The way it is right now, though, this false ceiling on the size of the House, tends to mirror and exasperate the problems that every state having 2 Senators causes…which is, an over representation of rural voters. But that’s not the fault of the founding fathers. That’s the fault of a Congress 100+ years after they adopted the Constitution.
IMHO, a true democracy can only exist if there are totally impartial arbiters – and those folks do not exist. I can compare our Parliamentary system to yours, and think that yours is much more democratically laid out. And yet, the parliamentary system has existed far longer than the American experiment (even though it gets a bit messy at times, largely due to the presence of more than 2 opposing parties). Judging by the dysfunction brought about by 2-party extreme partisanship in all 3 branches, along with decisions such as Citizens United, I worry that your democracy (or sorry, your democratic republic!) is devolving into a plutocracy.

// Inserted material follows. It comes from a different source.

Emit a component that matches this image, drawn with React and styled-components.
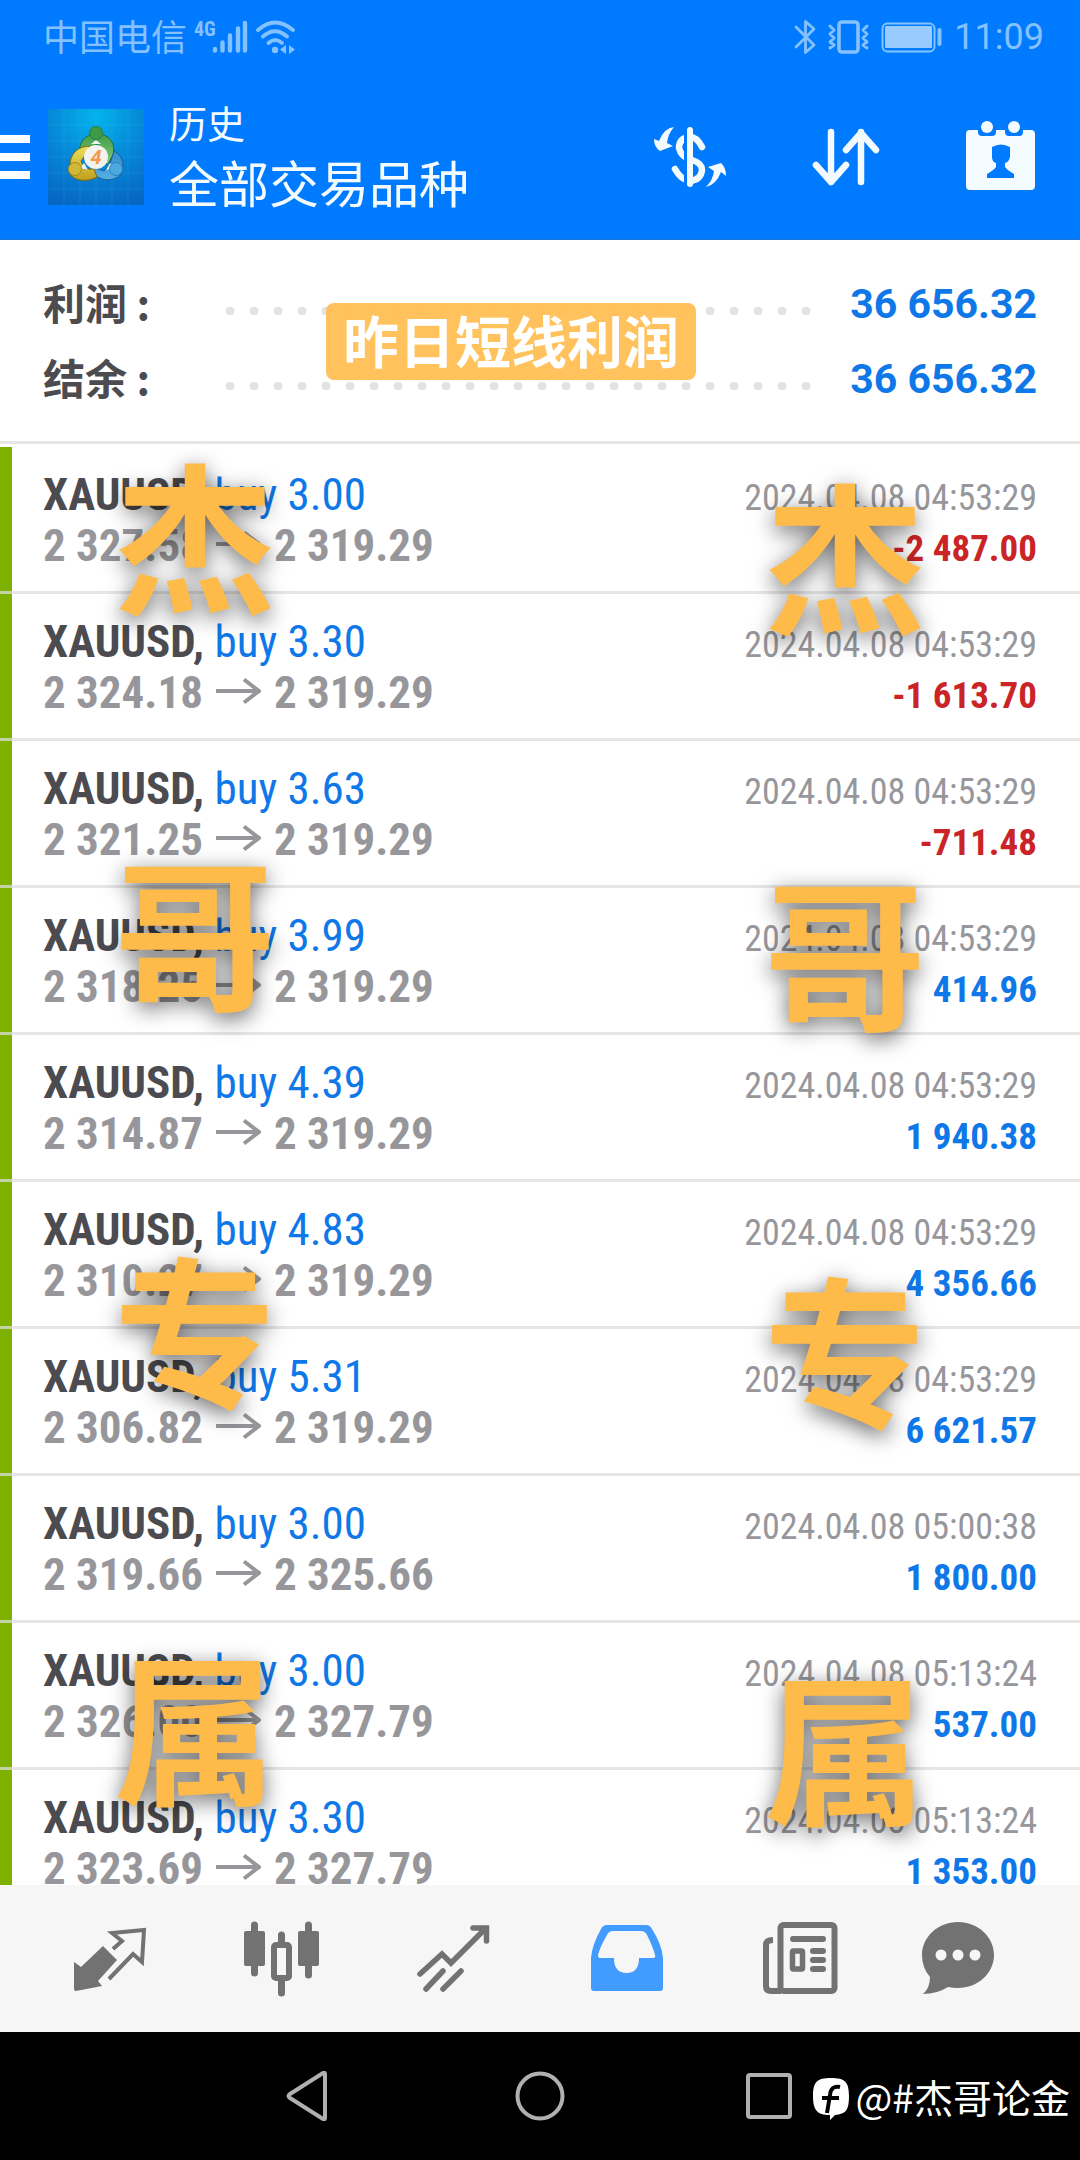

And, as I see it, the biggest problem lies in the judicial branch, whereby supposed-to-be-impartial judges are appointed on the basis their political leanings, by the party in government.
The brillant mind of Jeff Sessions from Alabama isn’t working on an entirely new plan. His advice is to force Democrats to come up with an alternative for them. Which, as laughable as that is, is still better than what Lamar Alexander is offering up with is quite literally that Congress do absolutely nothing.